You can tell very easily when a player is liked based on the immediate reactions from their teammates when asked about them. When asked about LaSalla’s personality off the field, everyone lit up as they responded.
“He’s one of the funniest kids I’ve ever met,” Aitken laughed. “I think he comes off as a pretty quiet guy, but once you crack the shell...[it’s] just like, endless content from him.”
Quentin Matsui, a second-year defender who has a locker right next to Petey, concurs. “On the field, everybody can see that obviously he’s a beast and super focused,” Matsui told media via Zoom. “But then off the field — he’s [No.] 23, I’m [No.] 22, so we share lockers — he’s a hilarious guy.
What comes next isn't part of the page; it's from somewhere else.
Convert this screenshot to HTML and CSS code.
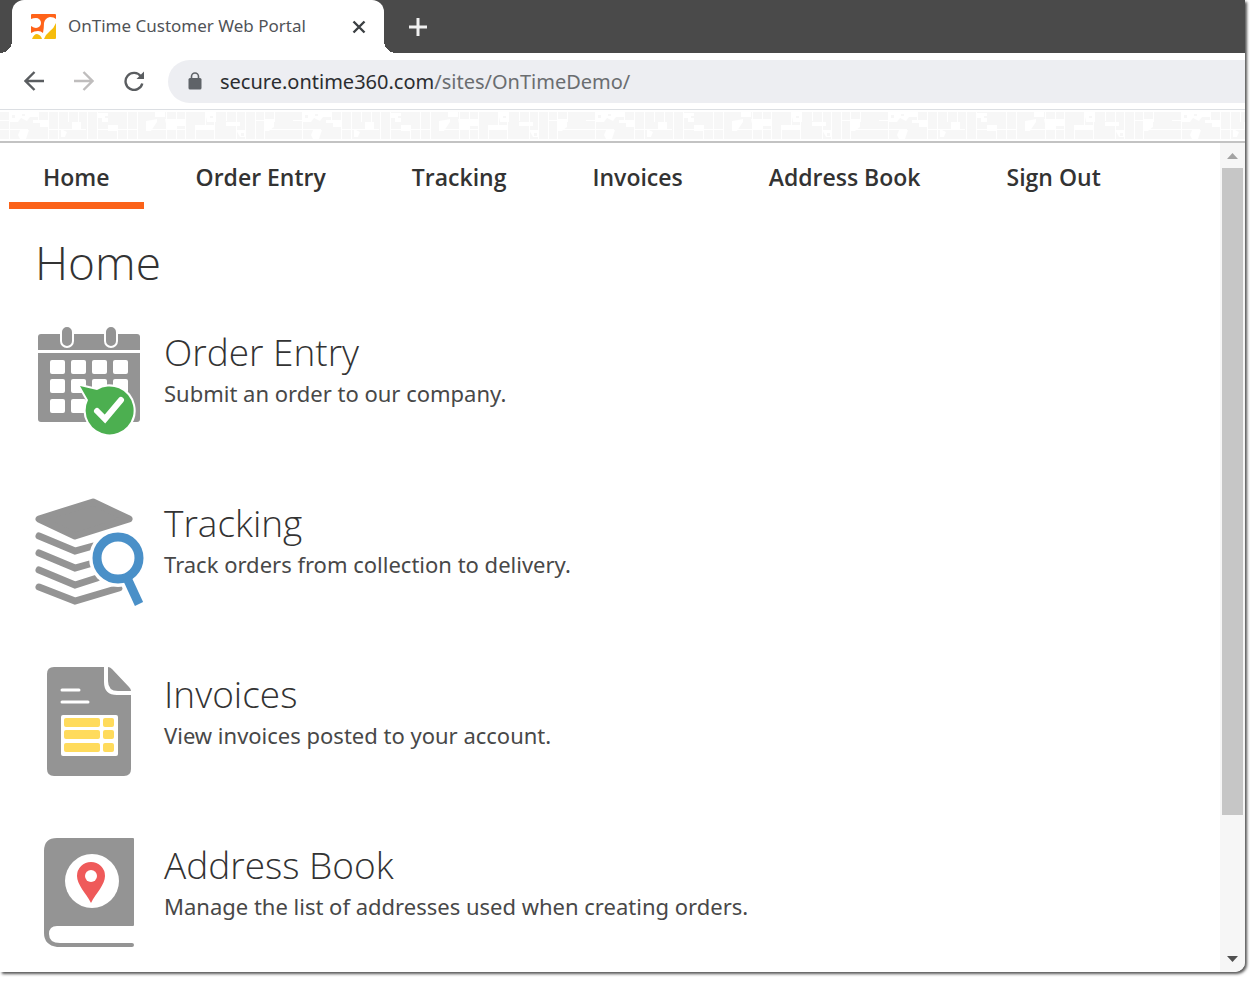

He’s super upbeat. He’s just funny. He makes everybody laugh in the locker room.”
While his coaches — and for that matter, media — don’t get to see the same side as his teammates, they see a player that is obviously well liked. “We see a quiet man,” Tiffany said. “The guys tell me he’s hilarious. A couple times I’ve picked up a little bit if I get into a room, and he doesn’t see me... Petey, he’s reserved around me, but apparently he’s really, really funny.”
Tiffany described LaSalla’s humor as “subtle,” and added that he’s big into video games when he’s not playing or studying for classes in his American studies major. Laviano said his humor is “dry” before adding, “He definitely wins over the locker room. He has a presence in there. He definitely shines into the locker room.”
“Once you crack the shell, which fortunately I’ve done, it’s just endless content from him,” Aitken said before recommending Petey get the “mic’d up” treatment for a game or practice. Upon realizing the knowledge of being listened to might make LaSalla clam up a bit, he had another suggestion.
“I’ll bug him one day,” Aitken laughed. “I’ll put a bug on his back or something.”
It was nearly five years ago when Tiffany called Turner to say, “I can’t find a hotel. Screw it, I’m going to sleep in the truck.” It appears that LaSalla was well worth the inconvenience, both on the field and off.
“We are super lucky to have him,” Turner stated.